Anyway, my problem is that I get the following error in multiple different games, for example counter-strike, doom3 and neverwinter nights1. The games do not even start or go to loading screen, they simply crash after few seconds of trying to run.

Here is the error:
_
The instruction at "0x5ed2aed8" referenced memory at "0x00000564". The memory could not be "read". Click on OK to terminate the program._

Here is an example of the error signature:
_
AppName: nwnmain.exe AppVer: 1.6.4.0 ModName: atioglxx.dll
ModVer: 6.14.10.8577 Offset: 0051ffd0
_

The errors are very similar in all games, all saying the "memory could not be read" and stating "atioglxx.dll" as ModName. Atioglxx apparently is some ATI's Open GL driver. There are many games that still work, Civization IV including all expansions, Oblivion, GTA San Andreas and Neverwinter Nights 2 all work without trouble. I can't think of anything that would link the games that won't run and those that do. Some older games won't work, yet some do and same thing with newer ones. I did some google research on the subject, but all I was able to find was suggestions to update gfx drivers - I've done that, multiple times and many different versions but they all give the same result. Some other topics suggested a memory check, but how would that affect open gl?

My computer specs:

processor: AMD Athlon 64 3500+ 
motherboard: MSI K8N Neo2 Platinum
memory: 512mb pc3200 ddr
gfx card: Sapphire ATI Radeon HD3650

No overclocking done to any parts. I know my total memory is quite low, but I doubt that would cause trouble with games like Counter-Strike, which is years and years old. Graphics card only accepts Sapphire's own drivers, so I can't use ati's catalyst ones. (Or at least I haven't been able to install catalyst drivers)

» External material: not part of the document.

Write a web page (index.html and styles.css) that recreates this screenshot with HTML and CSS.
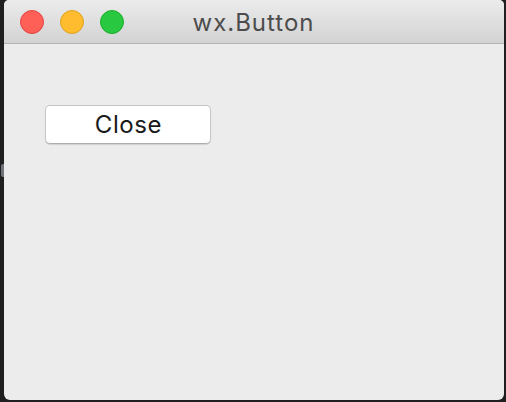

Any help would be greatly appreciated, thank you in advance.

ue


----------



## Lord Sirian (Jan 14, 2007)

Hi unkown entity, make sure you have the latest ATI video card drivers, located here:

http://www.techsupportforum.com/648501-post3.html

And the latest DirectX, located here:

http://www.microsoft.com/downloads/details.aspx?displaylang=en&FamilyID=8b5cd64e-b4be-4135-95f8-ecfcf9182431

Let us know how that goes.


----------



## unknown_entity (Mar 2, 2009)

Lord Sirian said:


> Hi unkown entity, make sure you have the latest ATI video card drivers, located here:
> 
> http://www.techsupportforum.com/648501-post3.html
> 
> ...


Hi Lord Sirian and thanks for a quick reply.

I can't install ATI's drivers, I can only use Sapphire's own drivers. ATI installation fails to find compatible graphics cards. This is apparently a known problem or a feature, I don't know which one. I have the latest drivers Sapphire has released.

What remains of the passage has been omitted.